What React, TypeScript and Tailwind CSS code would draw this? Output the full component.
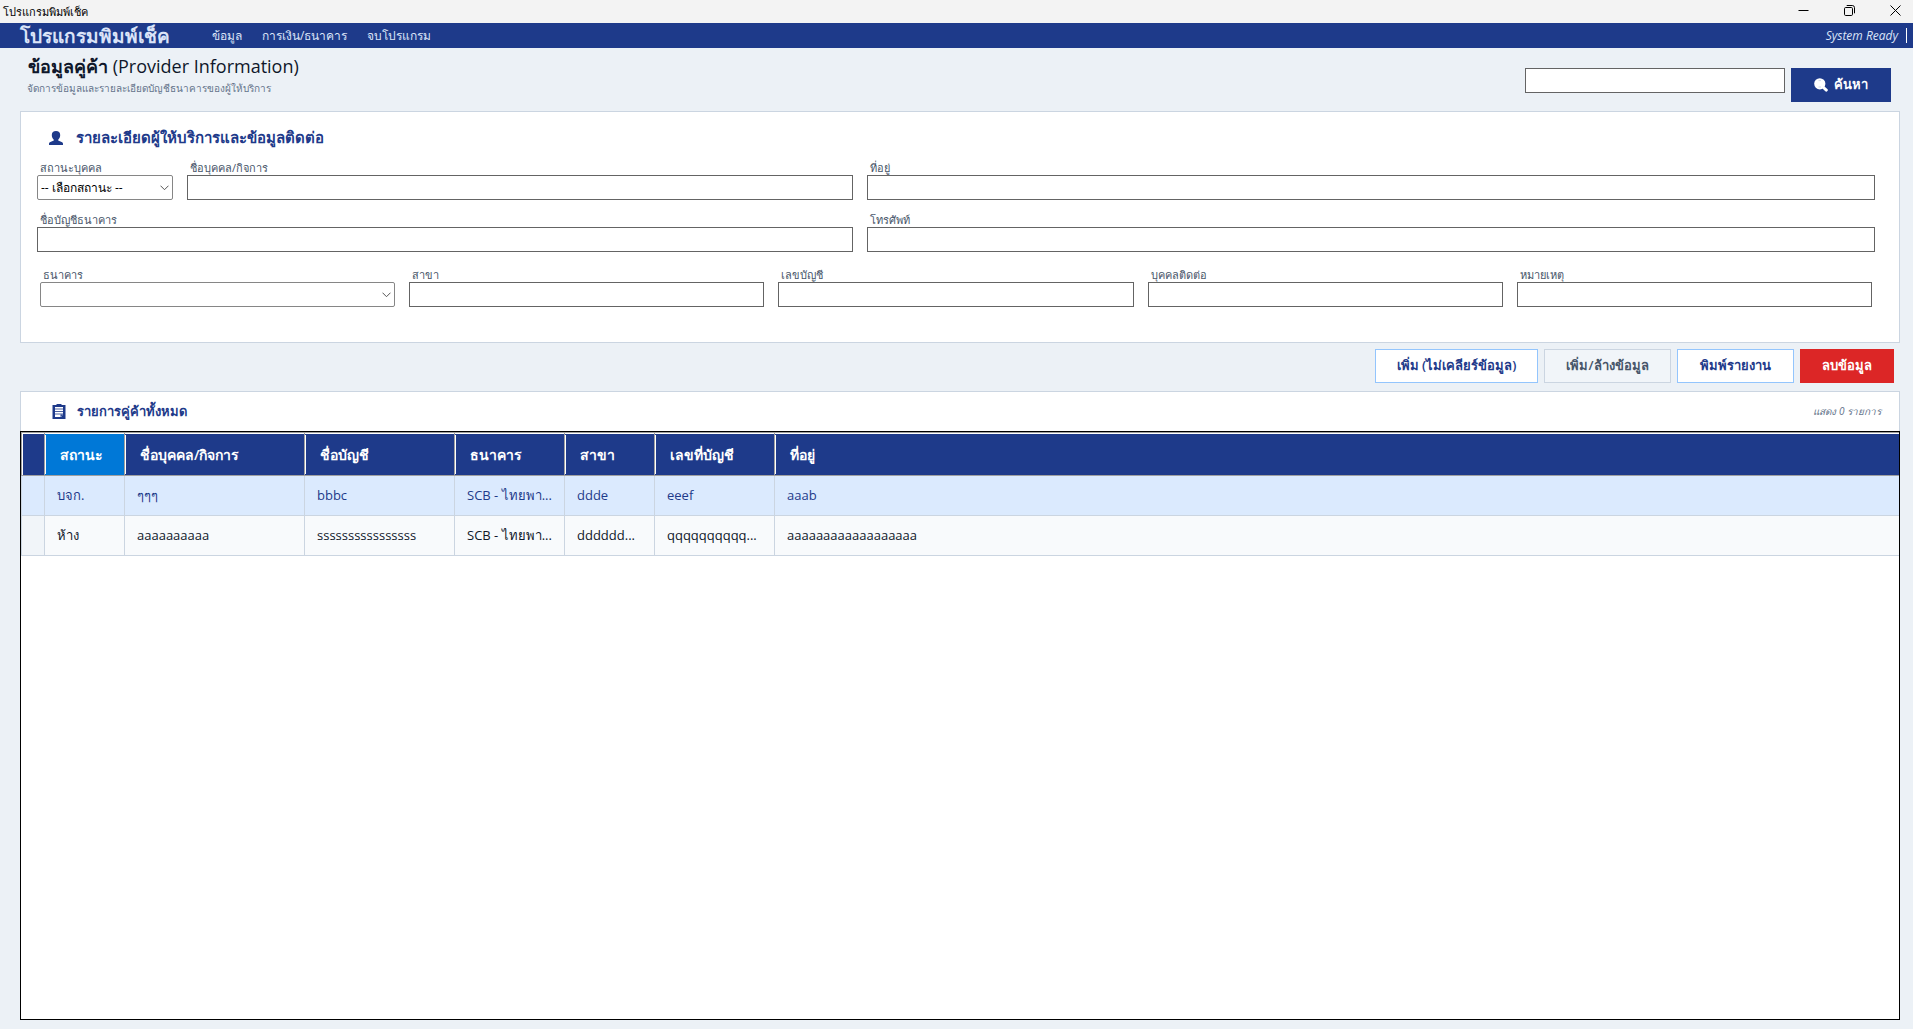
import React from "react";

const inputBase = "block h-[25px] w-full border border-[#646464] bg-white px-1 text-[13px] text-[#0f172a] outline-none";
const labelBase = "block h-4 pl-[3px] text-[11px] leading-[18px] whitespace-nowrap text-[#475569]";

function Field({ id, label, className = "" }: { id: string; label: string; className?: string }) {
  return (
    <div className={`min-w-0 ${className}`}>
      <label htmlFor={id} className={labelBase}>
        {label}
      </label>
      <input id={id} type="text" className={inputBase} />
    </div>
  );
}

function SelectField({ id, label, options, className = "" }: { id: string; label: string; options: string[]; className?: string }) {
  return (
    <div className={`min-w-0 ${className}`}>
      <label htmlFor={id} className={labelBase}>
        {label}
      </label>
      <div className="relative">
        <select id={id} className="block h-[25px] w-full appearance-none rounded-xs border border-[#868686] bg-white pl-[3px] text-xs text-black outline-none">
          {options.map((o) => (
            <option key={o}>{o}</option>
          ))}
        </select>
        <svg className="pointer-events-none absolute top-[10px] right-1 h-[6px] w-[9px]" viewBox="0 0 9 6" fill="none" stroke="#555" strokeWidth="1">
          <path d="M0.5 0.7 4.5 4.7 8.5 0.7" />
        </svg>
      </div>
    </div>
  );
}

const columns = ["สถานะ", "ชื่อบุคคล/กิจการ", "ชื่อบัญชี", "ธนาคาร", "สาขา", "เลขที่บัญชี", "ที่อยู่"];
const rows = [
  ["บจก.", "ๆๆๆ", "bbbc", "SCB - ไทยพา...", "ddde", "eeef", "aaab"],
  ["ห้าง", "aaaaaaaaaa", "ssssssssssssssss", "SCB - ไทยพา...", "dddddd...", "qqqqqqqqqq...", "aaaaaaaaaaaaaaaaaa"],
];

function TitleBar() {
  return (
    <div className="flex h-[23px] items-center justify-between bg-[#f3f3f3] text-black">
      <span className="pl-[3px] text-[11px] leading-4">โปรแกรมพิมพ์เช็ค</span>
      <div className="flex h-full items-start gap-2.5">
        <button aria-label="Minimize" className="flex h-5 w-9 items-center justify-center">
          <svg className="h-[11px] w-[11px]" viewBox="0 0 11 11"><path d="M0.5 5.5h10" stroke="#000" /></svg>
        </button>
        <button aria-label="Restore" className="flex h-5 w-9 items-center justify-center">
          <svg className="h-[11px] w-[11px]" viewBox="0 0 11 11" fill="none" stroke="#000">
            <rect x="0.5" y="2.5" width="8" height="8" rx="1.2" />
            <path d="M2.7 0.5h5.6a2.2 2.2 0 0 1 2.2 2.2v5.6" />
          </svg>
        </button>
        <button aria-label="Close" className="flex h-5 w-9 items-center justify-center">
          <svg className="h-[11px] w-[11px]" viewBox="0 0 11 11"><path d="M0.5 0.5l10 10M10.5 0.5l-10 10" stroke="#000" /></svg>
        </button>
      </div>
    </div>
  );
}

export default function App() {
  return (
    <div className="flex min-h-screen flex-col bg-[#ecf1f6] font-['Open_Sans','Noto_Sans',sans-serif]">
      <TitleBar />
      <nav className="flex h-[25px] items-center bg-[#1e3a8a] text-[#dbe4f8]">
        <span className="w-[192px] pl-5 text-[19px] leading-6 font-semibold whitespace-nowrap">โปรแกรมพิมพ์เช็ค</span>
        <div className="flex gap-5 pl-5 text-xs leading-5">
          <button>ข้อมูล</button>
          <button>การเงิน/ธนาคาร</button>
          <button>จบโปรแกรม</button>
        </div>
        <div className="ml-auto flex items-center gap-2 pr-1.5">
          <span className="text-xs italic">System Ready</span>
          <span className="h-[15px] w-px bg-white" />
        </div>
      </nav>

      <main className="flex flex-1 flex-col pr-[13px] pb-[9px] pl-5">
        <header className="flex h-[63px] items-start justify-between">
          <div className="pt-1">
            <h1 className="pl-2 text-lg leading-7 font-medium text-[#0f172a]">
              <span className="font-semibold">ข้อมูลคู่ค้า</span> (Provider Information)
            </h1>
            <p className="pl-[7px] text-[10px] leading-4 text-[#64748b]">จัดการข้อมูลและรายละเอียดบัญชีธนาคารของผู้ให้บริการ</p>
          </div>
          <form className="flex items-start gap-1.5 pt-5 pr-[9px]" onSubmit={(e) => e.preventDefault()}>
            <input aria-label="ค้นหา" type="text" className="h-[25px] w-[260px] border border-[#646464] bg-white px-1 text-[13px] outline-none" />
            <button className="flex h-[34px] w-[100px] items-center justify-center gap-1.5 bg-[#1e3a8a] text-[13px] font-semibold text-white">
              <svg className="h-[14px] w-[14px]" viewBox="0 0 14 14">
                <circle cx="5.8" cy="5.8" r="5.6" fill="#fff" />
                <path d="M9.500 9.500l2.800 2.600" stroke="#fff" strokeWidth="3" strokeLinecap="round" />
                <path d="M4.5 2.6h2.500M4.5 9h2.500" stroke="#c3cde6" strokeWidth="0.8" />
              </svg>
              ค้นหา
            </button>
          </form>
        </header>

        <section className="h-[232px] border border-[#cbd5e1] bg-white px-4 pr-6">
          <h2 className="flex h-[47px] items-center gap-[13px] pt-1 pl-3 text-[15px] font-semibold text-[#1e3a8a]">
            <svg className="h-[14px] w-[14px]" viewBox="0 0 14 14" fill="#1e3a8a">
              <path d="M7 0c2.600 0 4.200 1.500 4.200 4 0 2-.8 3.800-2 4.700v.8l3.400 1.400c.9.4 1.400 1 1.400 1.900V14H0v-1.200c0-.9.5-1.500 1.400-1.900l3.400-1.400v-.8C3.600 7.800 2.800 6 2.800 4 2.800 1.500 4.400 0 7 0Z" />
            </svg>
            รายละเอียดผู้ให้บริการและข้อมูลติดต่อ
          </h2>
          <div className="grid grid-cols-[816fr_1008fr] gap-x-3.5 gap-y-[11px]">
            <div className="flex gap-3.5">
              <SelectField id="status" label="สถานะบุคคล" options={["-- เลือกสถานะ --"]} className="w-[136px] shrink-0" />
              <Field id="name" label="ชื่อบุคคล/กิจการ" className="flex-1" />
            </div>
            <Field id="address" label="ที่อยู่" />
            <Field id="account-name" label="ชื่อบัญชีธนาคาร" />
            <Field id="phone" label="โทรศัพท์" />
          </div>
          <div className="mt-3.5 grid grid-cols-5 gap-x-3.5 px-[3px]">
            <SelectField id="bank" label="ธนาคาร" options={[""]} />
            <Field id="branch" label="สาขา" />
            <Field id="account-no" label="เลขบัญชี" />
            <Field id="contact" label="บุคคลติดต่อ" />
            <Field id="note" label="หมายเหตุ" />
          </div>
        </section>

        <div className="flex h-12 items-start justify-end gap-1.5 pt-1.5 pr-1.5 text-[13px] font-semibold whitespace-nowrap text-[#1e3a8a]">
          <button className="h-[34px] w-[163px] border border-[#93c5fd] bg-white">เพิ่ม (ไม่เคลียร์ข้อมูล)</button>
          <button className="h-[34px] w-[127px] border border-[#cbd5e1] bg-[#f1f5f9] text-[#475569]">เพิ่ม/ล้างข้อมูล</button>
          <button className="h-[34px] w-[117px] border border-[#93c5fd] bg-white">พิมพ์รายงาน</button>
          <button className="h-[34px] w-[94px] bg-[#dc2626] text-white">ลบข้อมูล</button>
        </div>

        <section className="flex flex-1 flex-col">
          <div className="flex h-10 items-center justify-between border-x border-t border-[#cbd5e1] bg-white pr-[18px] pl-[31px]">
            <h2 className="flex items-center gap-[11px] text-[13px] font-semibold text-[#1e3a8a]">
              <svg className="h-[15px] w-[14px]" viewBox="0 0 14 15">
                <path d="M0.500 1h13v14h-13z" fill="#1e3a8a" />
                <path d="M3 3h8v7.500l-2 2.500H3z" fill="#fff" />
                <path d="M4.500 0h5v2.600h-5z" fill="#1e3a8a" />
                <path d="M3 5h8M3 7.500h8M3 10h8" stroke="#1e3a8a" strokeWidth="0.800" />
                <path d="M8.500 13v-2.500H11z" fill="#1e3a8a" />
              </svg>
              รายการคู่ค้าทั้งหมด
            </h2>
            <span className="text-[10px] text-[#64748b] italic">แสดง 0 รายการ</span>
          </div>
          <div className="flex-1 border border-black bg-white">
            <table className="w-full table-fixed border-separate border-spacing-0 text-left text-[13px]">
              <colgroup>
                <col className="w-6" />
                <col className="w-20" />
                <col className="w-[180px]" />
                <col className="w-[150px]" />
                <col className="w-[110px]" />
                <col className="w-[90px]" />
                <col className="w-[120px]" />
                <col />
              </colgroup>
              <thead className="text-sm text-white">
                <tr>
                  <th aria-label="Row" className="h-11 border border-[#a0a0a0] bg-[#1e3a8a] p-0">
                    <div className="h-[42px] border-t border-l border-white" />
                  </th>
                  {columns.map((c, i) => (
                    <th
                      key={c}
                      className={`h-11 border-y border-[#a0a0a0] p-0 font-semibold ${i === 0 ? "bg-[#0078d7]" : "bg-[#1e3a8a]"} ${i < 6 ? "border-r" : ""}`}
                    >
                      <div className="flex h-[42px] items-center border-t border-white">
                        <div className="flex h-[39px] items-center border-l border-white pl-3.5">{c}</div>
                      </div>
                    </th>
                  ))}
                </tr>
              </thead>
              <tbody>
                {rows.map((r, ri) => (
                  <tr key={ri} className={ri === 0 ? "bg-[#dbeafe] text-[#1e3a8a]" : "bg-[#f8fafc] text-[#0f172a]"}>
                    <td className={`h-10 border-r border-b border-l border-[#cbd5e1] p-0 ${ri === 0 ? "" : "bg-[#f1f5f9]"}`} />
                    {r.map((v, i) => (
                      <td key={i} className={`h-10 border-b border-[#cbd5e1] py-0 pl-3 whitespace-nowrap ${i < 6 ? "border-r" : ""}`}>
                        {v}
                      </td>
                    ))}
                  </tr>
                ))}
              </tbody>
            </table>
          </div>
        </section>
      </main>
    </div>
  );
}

###

Requirements: Please extract exactly the lines of the data, from the first through the line containing "h-4 pl-[3px] text-[11px]", and add no pictures to the copy.

Response:
What React, TypeScript and Tailwind CSS code would draw this? Output the full component.
import React from "react";

const inputBase = "block h-[25px] w-full border border-[#646464] bg-white px-1 text-[13px] text-[#0f172a] outline-none";
const labelBase = "block h-4 pl-[3px] text-[11px] leading-[18px] whitespace-nowrap text-[#475569]";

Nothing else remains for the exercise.